The fruit of the West Country Conservative MP’s labours emerged this week. Whitehall’s bookshelves groan under the physical and virtual weight of long-forgotten reviews. For the likes of Yes Minister’s Sir Humphrey Appleby and his political masters, commissioning a review was a handy way of putting off taking action. By the time the review has been completed, the issue that prompted it may have blown over or the minister who commissioned it moved on.

An example was professor Dieter Helm’s review of energy policy. The bulk of the document’s no fewer than 67 recommendations appear to have been largely forgotten by the Business, Energy and Industrial Strategy department, which commissioned it in 2017.

However, Penrose will be more difficult to ignore.

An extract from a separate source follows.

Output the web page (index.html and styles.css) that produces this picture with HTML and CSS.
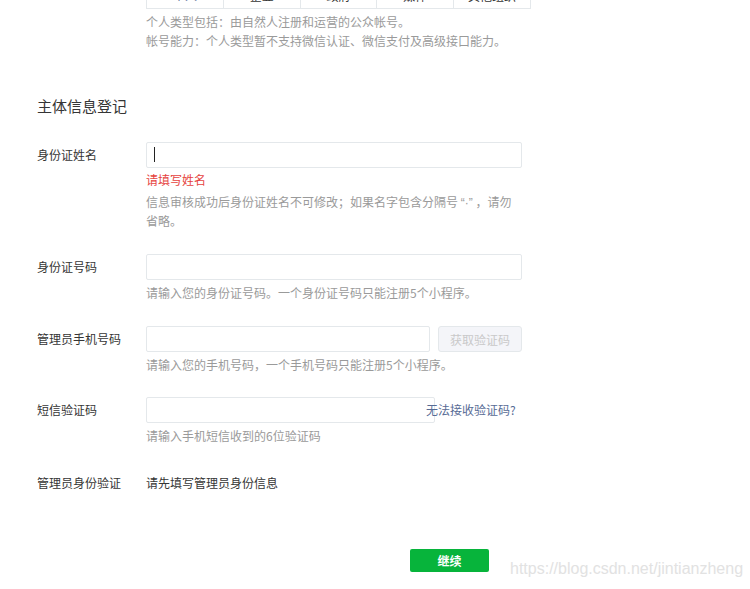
FILE: index.html
```html
<!DOCTYPE html>
<html lang="zh-CN">
<head>
<meta charset="utf-8">
<title>主体信息登记</title>
<link rel="stylesheet" href="styles.css">
</head>
<body>
<div class="page">
  <div class="type-block">
    <div class="tabs">
      <span class="tab active">个人</span>
      <span class="tab">企业</span>
      <span class="tab">政府</span>
      <span class="tab">媒体</span>
      <span class="tab">其他组织</span>
    </div>
    <p class="tip">个人类型包括：由自然人注册和运营的公众帐号。</p>
    <p class="tip">帐号能力：个人类型暂不支持微信认证、微信支付及高级接口能力。</p>
  </div>

  <h2 class="section-title">主体信息登记</h2>

  <div class="row first">
    <label class="label">身份证姓名</label>
    <div class="field">
      <div class="input-wrap">
        <input class="input" type="text">
        <span class="caret"></span>
      </div>
      <p class="error">请填写姓名</p>
      <p class="tip spaced">信息审核成功后身份证姓名不可修改；如果名字包含分隔号 <span class="latin">“·”</span> ，请勿省略。</p>
    </div>
  </div>

  <div class="row r2">
    <label class="label">身份证号码</label>
    <div class="field">
      <input class="input" type="text">
      <p class="tip spaced">请输入您的身份证号码。一个身份证号码只能注册5个小程序。</p>
    </div>
  </div>

  <div class="row r3">
    <label class="label">管理员手机号码</label>
    <div class="field">
      <div class="inline">
        <input class="input phone" type="text">
        <button class="btn-code" disabled>获取验证码</button>
      </div>
      <p class="tip spaced">请输入您的手机号码，一个手机号码只能注册5个小程序。</p>
    </div>
  </div>

  <div class="row r4">
    <label class="label">短信验证码</label>
    <div class="field">
      <div class="inline">
        <input class="input sms" type="text">
        <a class="link" href="#">无法接收验证码?</a>
      </div>
      <p class="tip spaced">请输入手机短信收到的6位验证码</p>
    </div>
  </div>

  <div class="row plain">
    <label class="label">管理员身份验证</label>
    <div class="field">
      <span class="text">请先填写管理员身份信息</span>
    </div>
  </div>

  <div class="footer">
    <button class="btn-primary">继续</button>
  </div>
</div>
<div class="watermark">https://blog.csdn.net/jintianzheng</div>
</body>
</html>
```

FILE: styles.css
```css
* { box-sizing: border-box; }
html, body {
  margin: 0;
  padding: 0;
  background: #fff;
}
body {
  font-family: "Microsoft YaHei", "Noto Sans CJK SC", "Noto Sans", sans-serif;
  font-size: 12px;
  color: #353535;
  overflow: hidden;
  height: 589px;
  position: relative;
}
p { margin: 0; }

.page {
  padding-left: 37px;
}

.type-block {
  margin-left: 109px;
  width: 385px;
}
.tabs {
  display: flex;
  margin-top: -16px;
  height: 25px;
  width: 385px;
  border: 1px solid #e4e8eb;
}
.tab {
  flex: 1;
  text-align: center;
  line-height: 22px;
  font-size: 12px;
  color: #353535;
  border-left: 1px solid #e4e8eb;
}
.tab:first-child { border-left: none; }
.tab.active { color: #576b95; }

.tip {
  color: #9a9a9a;
  line-height: 18px;
  font-size: 12px;
}
.type-block .tip { line-height: 19px; }
.type-block .tabs + .tip { margin-top: 3px; }
.latin {
  font-family: "Liberation Sans", Arial, sans-serif;
}

.section-title {
  margin: 45px 0 0;
  font-size: 15px;
  font-weight: normal;
  color: #353535;
  line-height: 22px;
}

.row {
  display: flex;
  align-items: flex-start;
}
.row.first { margin-top: 25px; }
.row.r2 { margin-top: 24px; }
.row.r3 { margin-top: 24px; }
.row.r4 { margin-top: 23px; }
.row.plain { margin-top: 25px; }

.label {
  width: 109px;
  flex: none;
  line-height: 26px;
  color: #353535;
}
.field {
  width: 376px;
}
.input-wrap {
  position: relative;
}
.input {
  display: block;
  width: 376px;
  height: 26px;
  margin: 0;
  padding: 0 8px;
  border: 1px solid #e4e8eb;
  border-radius: 2px;
  background: #fff;
  outline: none;
  font: inherit;
}
.caret {
  position: absolute;
  left: 8px;
  top: 5px;
  width: 1px;
  height: 15px;
  background: #222;
}
.error {
  margin-top: 3px;
  color: #e64340;
  line-height: 18px;
}
.spaced { margin-top: 4px; }

.inline {
  display: flex;
  align-items: center;
  position: relative;
}
.input.phone { width: 285px; }
.input.sms { width: 289px; }
.btn-code {
  margin-left: 8px;
  width: 84px;
  height: 26px;
  padding: 0;
  border: 1px solid #e4e8eb;
  border-radius: 3px;
  background: #f4f5f9;
  color: #c9c9c9;
  font: inherit;
  font-size: 12px;
}
.link {
  margin-left: -9px;
  color: #576b95;
  text-decoration: none;
  font-size: 12px;
  line-height: 26px;
}

.text {
  display: block;
  line-height: 26px;
  color: #353535;
}

.footer {
  margin-top: 53px;
  padding-left: 373px;
}
.btn-primary {
  width: 79px;
  height: 23px;
  padding: 0;
  border: none;
  border-radius: 2px;
  background: #07b43b;
  color: #fff;
  font: inherit;
  font-size: 12px;
  font-weight: bold;
}

.watermark {
  position: absolute;
  left: 510px;
  top: 560px;
  font-family: "Liberation Sans", Arial, sans-serif;
  font-size: 16px;
  color: #e2e2e2;
  white-space: nowrap;
}
```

In contrast to the academic prof Helm, the Somerset MP has not been afraid to rock the boat since he was elected to parliament in 2005. He led the campaign from the Conservative backbenches against what he branded rip-off standard variable tariffs, which presaged the energy price cap.

Like Helm, Penrose had a strong idea about the answer to the question he was set before his review commenced. At a fringe meeting at the Conservative party conference in late 2018, he called for the scrapping of existing sector-specific regulators like Ofgem and Ofwat. These economic regulators should be replaced with a single watchdog to oversee all utility network functions, he told delegates.

This initial vision has been watered down in his report, which proposes that individual regulators shouldn’t be abolished. Over time, though, as greater competition is injected into the markets they police, the report says regulators should surrender functions to the Competition and Markets Authority until their remit is confined to the oversight of surviving monopolies and “deeply embedded long-term consumer protection problems”.

Penrose’s vision is less radical than those who prize the UK’s existing framework of independent utilities regulation may have feared. However, given his track record and close links to the heart of government, it would be rash to bet against it being implemented.